#### [REQUIREMENTS]
Please print every record below exactly as it appears.

#### [DATA FOR THE TASK]

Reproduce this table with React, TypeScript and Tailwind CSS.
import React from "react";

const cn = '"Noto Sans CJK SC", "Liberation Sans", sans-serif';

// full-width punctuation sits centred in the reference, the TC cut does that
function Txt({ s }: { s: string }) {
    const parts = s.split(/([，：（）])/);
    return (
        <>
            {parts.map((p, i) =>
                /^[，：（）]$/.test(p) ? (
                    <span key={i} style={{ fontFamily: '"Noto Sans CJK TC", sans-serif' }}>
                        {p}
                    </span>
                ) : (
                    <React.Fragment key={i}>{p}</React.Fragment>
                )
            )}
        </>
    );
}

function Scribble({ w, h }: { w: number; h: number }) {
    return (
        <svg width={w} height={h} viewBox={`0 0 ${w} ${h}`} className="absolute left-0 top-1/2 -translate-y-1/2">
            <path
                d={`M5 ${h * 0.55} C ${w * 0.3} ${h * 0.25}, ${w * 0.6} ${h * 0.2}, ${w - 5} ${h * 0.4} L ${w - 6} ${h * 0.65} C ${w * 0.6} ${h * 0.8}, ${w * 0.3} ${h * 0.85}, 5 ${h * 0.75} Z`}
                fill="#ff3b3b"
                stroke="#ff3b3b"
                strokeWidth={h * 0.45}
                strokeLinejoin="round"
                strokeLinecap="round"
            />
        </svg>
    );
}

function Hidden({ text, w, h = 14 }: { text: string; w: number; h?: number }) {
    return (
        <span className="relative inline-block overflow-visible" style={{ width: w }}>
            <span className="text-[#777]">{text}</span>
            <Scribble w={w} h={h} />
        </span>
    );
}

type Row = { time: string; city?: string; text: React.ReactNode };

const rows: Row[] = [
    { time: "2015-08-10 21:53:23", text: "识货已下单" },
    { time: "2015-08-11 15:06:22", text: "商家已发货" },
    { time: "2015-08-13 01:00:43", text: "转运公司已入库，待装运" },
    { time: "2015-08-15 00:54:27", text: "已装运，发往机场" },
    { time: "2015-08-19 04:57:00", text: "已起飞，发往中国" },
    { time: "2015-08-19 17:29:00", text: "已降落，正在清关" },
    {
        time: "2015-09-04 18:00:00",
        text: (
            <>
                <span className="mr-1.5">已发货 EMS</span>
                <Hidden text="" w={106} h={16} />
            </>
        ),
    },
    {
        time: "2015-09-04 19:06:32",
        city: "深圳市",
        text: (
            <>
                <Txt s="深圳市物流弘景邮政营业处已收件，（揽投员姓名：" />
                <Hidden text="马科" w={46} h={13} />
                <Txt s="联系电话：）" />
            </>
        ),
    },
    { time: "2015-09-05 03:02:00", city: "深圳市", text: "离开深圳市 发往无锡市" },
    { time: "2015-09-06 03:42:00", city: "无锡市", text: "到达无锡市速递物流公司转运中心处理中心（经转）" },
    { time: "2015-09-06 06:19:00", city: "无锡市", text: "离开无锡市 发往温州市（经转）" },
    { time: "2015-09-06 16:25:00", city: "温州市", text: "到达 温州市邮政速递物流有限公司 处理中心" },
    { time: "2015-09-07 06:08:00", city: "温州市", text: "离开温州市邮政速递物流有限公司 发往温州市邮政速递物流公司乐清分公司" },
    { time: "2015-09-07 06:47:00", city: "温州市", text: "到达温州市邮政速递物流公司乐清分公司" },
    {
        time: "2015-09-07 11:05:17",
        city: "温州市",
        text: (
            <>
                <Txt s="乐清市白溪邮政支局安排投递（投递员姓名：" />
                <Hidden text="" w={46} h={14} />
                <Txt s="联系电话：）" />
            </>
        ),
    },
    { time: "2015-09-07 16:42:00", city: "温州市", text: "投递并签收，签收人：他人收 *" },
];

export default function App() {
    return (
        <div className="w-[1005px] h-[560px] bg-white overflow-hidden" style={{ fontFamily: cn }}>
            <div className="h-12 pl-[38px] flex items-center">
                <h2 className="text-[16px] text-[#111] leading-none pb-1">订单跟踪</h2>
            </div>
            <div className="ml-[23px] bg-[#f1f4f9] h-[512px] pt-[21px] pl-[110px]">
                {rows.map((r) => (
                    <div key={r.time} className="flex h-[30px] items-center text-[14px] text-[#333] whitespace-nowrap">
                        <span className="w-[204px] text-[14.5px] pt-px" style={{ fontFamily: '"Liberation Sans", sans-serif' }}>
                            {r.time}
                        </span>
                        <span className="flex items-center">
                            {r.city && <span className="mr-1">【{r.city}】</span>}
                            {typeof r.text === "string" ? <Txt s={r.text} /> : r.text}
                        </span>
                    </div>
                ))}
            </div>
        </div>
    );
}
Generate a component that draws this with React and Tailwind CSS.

#### [ANSWER TO THE EXERCISE]
Reproduce this table with React, TypeScript and Tailwind CSS.
import React from "react";

const cn = '"Noto Sans CJK SC", "Liberation Sans", sans-serif';

// full-width punctuation sits centred in the reference, the TC cut does that
function Txt({ s }: { s: string }) {
    const parts = s.split(/([，：（）])/);
    return (
        <>
            {parts.map((p, i) =>
                /^[，：（）]$/.test(p) ? (
                    <span key={i} style={{ fontFamily: '"Noto Sans CJK TC", sans-serif' }}>
                        {p}
                    </span>
                ) : (
                    <React.Fragment key={i}>{p}</React.Fragment>
                )
            )}
        </>
    );
}

function Scribble({ w, h }: { w: number; h: number }) {
    return (
        <svg width={w} height={h} viewBox={`0 0 ${w} ${h}`} className="absolute left-0 top-1/2 -translate-y-1/2">
            <path
                d={`M5 ${h * 0.55} C ${w * 0.3} ${h * 0.25}, ${w * 0.6} ${h * 0.2}, ${w - 5} ${h * 0.4} L ${w - 6} ${h * 0.65} C ${w * 0.6} ${h * 0.8}, ${w * 0.3} ${h * 0.85}, 5 ${h * 0.75} Z`}
                fill="#ff3b3b"
                stroke="#ff3b3b"
                strokeWidth={h * 0.45}
                strokeLinejoin="round"
                strokeLinecap="round"
            />
        </svg>
    );
}

function Hidden({ text, w, h = 14 }: { text: string; w: number; h?: number }) {
    return (
        <span className="relative inline-block overflow-visible" style={{ width: w }}>
            <span className="text-[#777]">{text}</span>
            <Scribble w={w} h={h} />
        </span>
    );
}

type Row = { time: string; city?: string; text: React.ReactNode };

const rows: Row[] = [
    { time: "2015-08-10 21:53:23", text: "识货已下单" },
    { time: "2015-08-11 15:06:22", text: "商家已发货" },
    { time: "2015-08-13 01:00:43", text: "转运公司已入库，待装运" },
    { time: "2015-08-15 00:54:27", text: "已装运，发往机场" },
    { time: "2015-08-19 04:57:00", text: "已起飞，发往中国" },
    { time: "2015-08-19 17:29:00", text: "已降落，正在清关" },
    {
        time: "2015-09-04 18:00:00",
        text: (
            <>
                <span className="mr-1.5">已发货 EMS</span>
                <Hidden text="" w={106} h={16} />
            </>
        ),
    },
    {
        time: "2015-09-04 19:06:32",
        city: "深圳市",
        text: (
            <>
                <Txt s="深圳市物流弘景邮政营业处已收件，（揽投员姓名：" />
                <Hidden text="马科" w={46} h={13} />
                <Txt s="联系电话：）" />
            </>
        ),
    },
    { time: "2015-09-05 03:02:00", city: "深圳市", text: "离开深圳市 发往无锡市" },
    { time: "2015-09-06 03:42:00", city: "无锡市", text: "到达无锡市速递物流公司转运中心处理中心（经转）" },
    { time: "2015-09-06 06:19:00", city: "无锡市", text: "离开无锡市 发往温州市（经转）" },
    { time: "2015-09-06 16:25:00", city: "温州市", text: "到达 温州市邮政速递物流有限公司 处理中心" },
    { time: "2015-09-07 06:08:00", city: "温州市", text: "离开温州市邮政速递物流有限公司 发往温州市邮政速递物流公司乐清分公司" },
    { time: "2015-09-07 06:47:00", city: "温州市", text: "到达温州市邮政速递物流公司乐清分公司" },
    {
        time: "2015-09-07 11:05:17",
        city: "温州市",
        text: (
            <>
                <Txt s="乐清市白溪邮政支局安排投递（投递员姓名：" />
                <Hidden text="" w={46} h={14} />
                <Txt s="联系电话：）" />
            </>
        ),
    },
    { time: "2015-09-07 16:42:00", city: "温州市", text: "投递并签收，签收人：他人收 *" },
];

export default function App() {
    return (
        <div className="w-[1005px] h-[560px] bg-white overflow-hidden" style={{ fontFamily: cn }}>
            <div className="h-12 pl-[38px] flex items-center">
                <h2 className="text-[16px] text-[#111] leading-none pb-1">订单跟踪</h2>
            </div>
            <div className="ml-[23px] bg-[#f1f4f9] h-[512px] pt-[21px] pl-[110px]">
                {rows.map((r) => (
                    <div key={r.time} className="flex h-[30px] items-center text-[14px] text-[#333] whitespace-nowrap">
                        <span className="w-[204px] text-[14.5px] pt-px" style={{ fontFamily: '"Liberation Sans", sans-serif' }}>
                            {r.time}
                        </span>
                        <span className="flex items-center">
                            {r.city && <span className="mr-1">【{r.city}】</span>}
                            {typeof r.text === "string" ? <Txt s={r.text} /> : r.text}
                        </span>
                    </div>
                ))}
            </div>
        </div>
    );
}
Generate a component that draws this with React and Tailwind CSS.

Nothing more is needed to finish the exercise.